Dirigido por Gustavo Taretto e lançado em 2011, Medianeras é um retrato poético da solidão nas grandes cidades, ambientado na vibrante e caótica Buenos Aires, o filme nos apresenta Martín, um web designer recluso, e Mariana, uma arquiteta desiludida, ambos vivem separados por ruas, prédios e vidas paralelas, mas compartilham um mesmo sentimento de desconexão.

Filme Argentino Medianeras: Buenos Aires na Era do Amor Virtual, 2011. Créditos: Cinema Argentino.
Há algo inquietante em viver cercado por pessoas e, ainda assim, sentir-se só. Entre edifícios disformes, fiações bagunçadas e janelas que não se encontram, Martín e Mariana caminham por uma cidade que é quase um personagem do filme: desordenada, cheia de promessas e, ao mesmo tempo, sufocante.

Medianeras, 2011. Créditos: Cinema Argentino.

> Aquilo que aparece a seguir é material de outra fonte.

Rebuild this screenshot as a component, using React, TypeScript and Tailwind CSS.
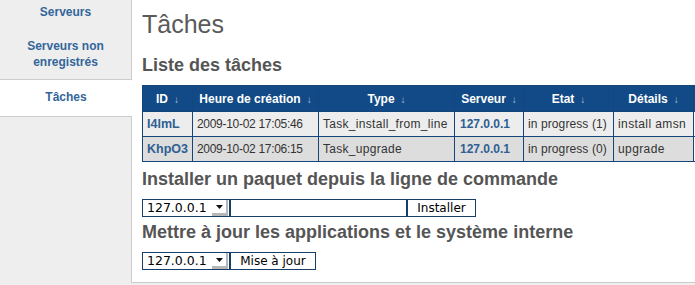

O filme nos convida a refletir sobre como a arquitetura das cidades reflete a arquitetura de nossas vidas. Janelas que deveriam ser encontros se tornam paredes, e o caos externo ecoa dentro de nós. Martín encapsula essa realidade quando confessa: "Desde que me sentei ao computador, sinto que nunca mais me levantei." Não é só sobre trabalho ou tecnologia, mas sobre uma paralisia existencial, aquela sensação de estar preso em uma rotina que engole nossos dias, enquanto o mundo lá fora segue indiferente.

Medianeras, 2011. Créditos: Cinema Argentino.

Já Mariana, perdida entre maquetes e memórias, nos lembra como acumulamos histórias que não nos levam a lugar algum. Suas contas precisas sobre os anos passados com a pessoa errada—os dias, as fotos, as distâncias emocionais—não são apenas sobre números, mas sobre a dificuldade de seguir em frente quando estamos presos ao passado.

E ainda assim, em meio a tanta solidão, Martín e Mariana coexistem. O filme pontua esses momentos de maneira quase imperceptível: eles caminham pela mesma calçada, frequentam os mesmos lugares, dividem espaços e, por breves segundos, respiram o mesmo ar, mas nunca se encontram. Essa sutileza é um espelho das cidades modernas, onde vivemos próximos, mas distantes; conectados pelas circunstâncias, mas separados pelas nossas próprias distrações e barreiras internas. É um lembrete de que o destino pode nos aproximar, mas cabe a nós enxergar e aproveitar essas oportunidades.

Martín e Mariana. Imagem do Google.

Em cada diálogo, Medianeras nos faz olhar para dentro e perguntar: Como nos desconectamos tanto de nós mesmos e dos outros? Vivemos em cidades superpopulosas, mas nossas interações são superficiais. Buscamos conexões em telas, em rotinas apressadas, mas esquecemos de olhar nos olhos, de abrir as "janelas" que realmente importam. 

No fundo, o filme não é só sobre solidão. É sobre esperança. No meio de tanto desencontro, ainda existem caminhos que se cruzam. Ainda existem pessoas que, como Martín e Mariana, estão à procura de algo mais, mesmo que não saibam exatamente o quê. A cena final é como um suspiro de alívio: a possibilidade de que, apesar de tudo, ainda podemos encontrar companhia na jornada.

Talvez Medianeras nos lembre de uma verdade incômoda, mas essencial: precisamos aprender a construir pontes, tanto dentro de nós quanto para o outro. Porque, no fim, não importa quantas paredes nos cercam—sempre haverá uma janela esperando para ser aberta.